Although if there is, clients can apply those additional security
measures as local policy. For instance, a phone or laptop that is
under Enterprise Management could forbid DNSSEC_TA installations
outside of their signed profiles. Or a phone could decide DNSSEC_TA
installations will only ever be accepted when under Enterprise
management control. This draft does not forbid any of these kind of
decisions.

> For the split tunnel restriction, my pedantic objection is that all VPNs whose payload and scaffolding uses a single protocol (e.g. an IPv4 tunnel endpoint to build a tunnel through which to send IPv4) is a split tunnel, since the tunnel endpoint needs necessarily not to be encapsulated by the VPN client. Local networks are also frequently excluded in non-split configurations, too. Where is the strict definition of "split tunnel"? This is a real question; you know more about tunnel semantics than I do.
>
> My arguably more reasonable observation is that any non-enterprise, Netflix-gaming VPN service that wanted to be a bad actor could simply provide a split tunnel service (according to the definition I was looking for) described as something different, but covering enough of the IPv4 address space that the end-user had no real way of noticing, at which point the INTERNAL_DNSSEC_TA payload could presumably be accepted by the client.

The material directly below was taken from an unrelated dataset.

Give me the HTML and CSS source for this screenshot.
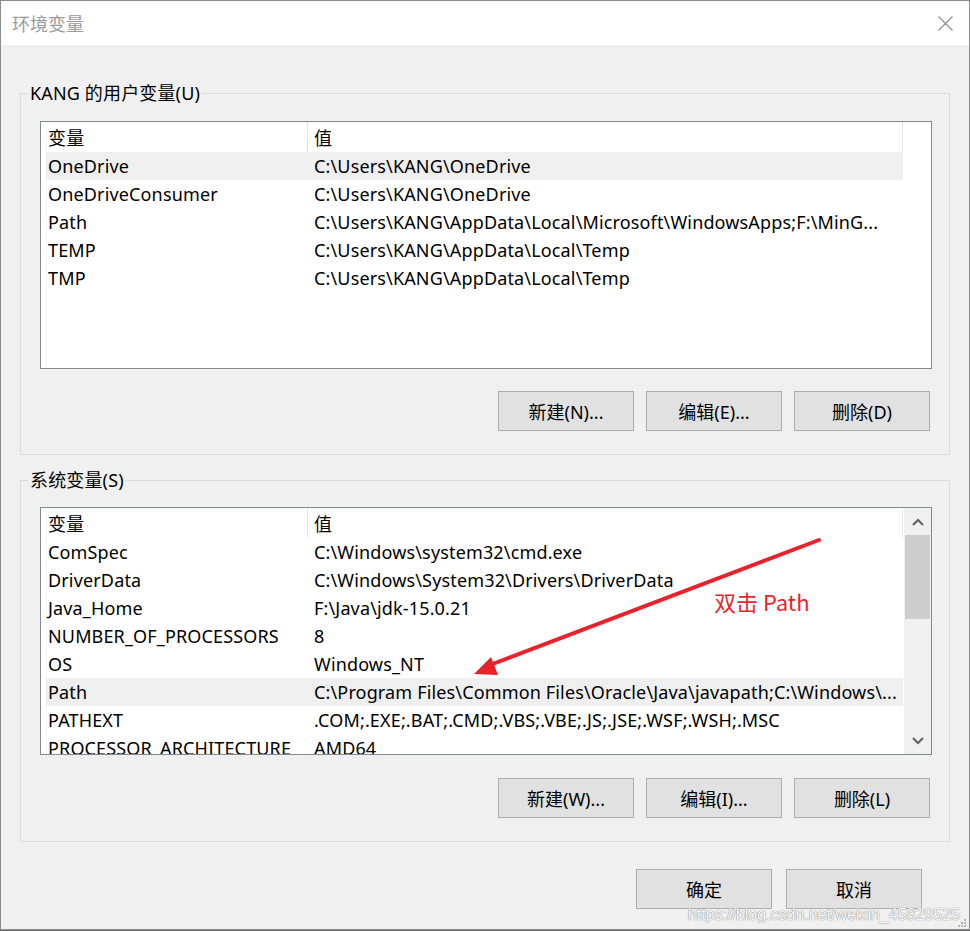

Yes they can. Netflix could send you a provisioning profile that says it
wants to MITM gmail.com. You could install that because you trust
Netflix. Trust is part of a company's success. Let's hope trustworthy
companies won't screw around like this. Note also these companies
already can trick people into install Root CA's, so this is basically
a minor variant of the power they already have to subvert endusers.

Sure, people are tricked in installing Random Inc things. They will
click okay on any warning. Those people are beyond help. Yes we
could not allow enterprises to have DNSSEC (which is basically what
you say when you do not allow them to rollover keys indepedently of
the VPN configuration) but that would be a tragedy of the commons.

> In a strictly enterprise scenario it's not uncommon for the client configuration to be handled by the IT department as part of normal IT asset management. If the IT department is configuring the VPN client, is it really a stretch to imagine that they couldn't install a local validator and trust anchors at the same time? That would solve the .CORP and RFC1918-reverse cases for those end-users without having to worry about nefarious use of these proposed new payloads for end-users whose clients essentially have no informed administrator. If you expect administrators to maintain an accurate whitelist, surely they could just configure TAs and forward zones themselves. If there's no centralised mechanism to update that kind of configuration in a friction-free way to accommodate TA rolls then presumably the devices concerned should all be considered compromised and banned from connecting to the network anyway.

VPN users cannot always update their provisioning on the spot, without
being on the VPN already. VPN users often don't use the VPN for months,
and only use it when traveling for example. Like on a dedicated travel
phone. Your suggestion of hardcoding TA keys is imply impractical and
won't fly in real operational deployments. It is extremely fragile. Having
restrictions on the whitelist was already a compromise. Originally,
the draft let IKE update the white list too. We (reluctantly) decided
that we didn't want one compromised VPN device to be able to install
malicious DNSSEC_TA's. So we limited the whitelist update to a (hopefully
more secure) provisioning system.

> One more thought; in a possible future where it's applications like browsers that do validation and not an OS-provided stub resolver library, this proposal leaves a gap between the VPN client (which might receive new trust anchor information) and those applications (which need signalling to know that such new trust anchor information exists). That seems worth mentioning, even if it's out of scope to provide a solution.

If browsers create that painful world of overriding the OS, they will
need to solve that. That is very far out of scope for this VPN draft,
and we cannot stall this document for the multi-years discussion on
DoH and DOT impact on overriding random DNS trees at whim, by users
being ticked into configuring certain DoH/DOT servers. The problem is
similar in nature, but totally orthogonal.

> As is probably obvious I don't particularly like this proposal, but I also acknowledge that I'm perhaps not the target audience and I'm missing context that would make it seem more useful. If it goes ahead, maybe some of the observations here could help.

I think DNSOP needs to realise that DNS VPN configuration is going to
happen. With DNSSEC it is going to happen. We need to come up with a
solutation that seems least scary while still being deployable. Simply
saying no won't change the draft. If the draft doesn't change or is
blocked by this, non-standard or draft solutions will be used leading
to the same undesired outcome plus vague standards.

I still believe the current draft describes the most strict, while still
being usable, solution. I'm all up for smarter ideas from smarter people,
but we have already sat down with a bunch of security people back at
IETF 100, including the ADs and IPsecME chairs, and couldn't come up
with something better than the current compromise proposal.

Note that formally, the DISCUSS that triggered this was marked as
resolved by Warren. I'm happy to discuss this for a bit longer if
we are trying to build something that might be better. But we have
done Early Code Points already so at some point we have to stop
discussing and publish with the rough consensus.